Calling upon people to publish, circulate and distribute it to their friend, he said, “Everyone who shall not write it and circulate it as before mentioned, let him be held as guilty of the enormous crime of having killed a black cow on the banks of the Ganga and suffer all the various punishments of hell.”

Mr. Rajendran said the British were able to get scent of the declaration and came out with its own declaration four days before the Marudu brother came out with it.

“Edward Clive came out with a second declaration, 37th day after the Marudu Brothers were hanged. But the British never responded to the Declaration of American War of Independence,” he said.

What is to be noted here is that the Marudu Brothers were great friends of the British. Their relationship strained and resulted in a war because they refused to hand over Oomai Durai, the brother of Veerapandiya Kattambomman, who was given asylum by the Marudu Brothers.

Colonel Welsh, a friend-turned-foe of the Marudu brothers, had recorded the days when he enjoyed a cordial relationship in his book Military Reminiscences.

Periya Marudu, or Vellai Marudu, had nothing to do with the management of a country. He was a great sportsman, spending his time hunting. “Being a man of uncommon strength and stature..., it was even said he could bend a common Arcot rupee with his fingers,” Welsh had written.

About the younger brother, he said, “Though of a dark complexion, he was a portly, handsome and affable man of the kindest manners, and most easy access and though ruling over a people to whom his nod was a law, he lived in an open place without a single guard.”

It was Chinna Marudu who first taught Welsh how to throw the spear and hurl the collery stick (‘Valary’, a boomerang-type weapon), a weapon scarcely known elsewhere, but in a skilful hand capable of being thrown to a certainty to any distance within one hundred yards.

Welsh’s writings were a clear proof that it was with a heavy heart he fought the Marudu brothers, his former friends. “Yet this very man, I was afterwards, destined by the fortune of war, to chase like a wild beast; to see badly wounded, and captured by common peons, then lingering with a fractured thigh in prison and lastly to behold him with his gallant brother, and no less gallant son, surrounded by their principal adherents hanging in chains upon a common gibbet.”

J. Gourlay, the author of Mahradu, An Indian story of the beginning of the Nineteenth Century, had poignantly captured the final moments of the Marudu Brothers when brought to be hanged in a tree at Tirupattur (in Sivaganga).

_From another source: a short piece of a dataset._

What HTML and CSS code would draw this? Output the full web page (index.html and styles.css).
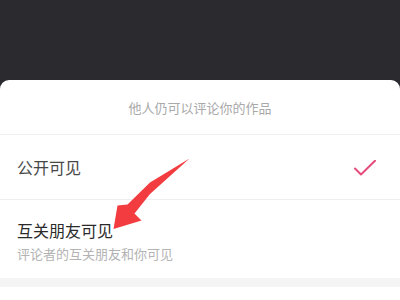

“You need not show any mercy to me. I fought to protect my country and was defeated. You can think that you can take off my life. I do not want anything to tell about it. But these kids! What crime they did? Did they take arms against you? Look at them. Are they capable of taking arms against you?,” Gourlay recalled the Periya Marudu as exclaiming in anguish before he was hanged.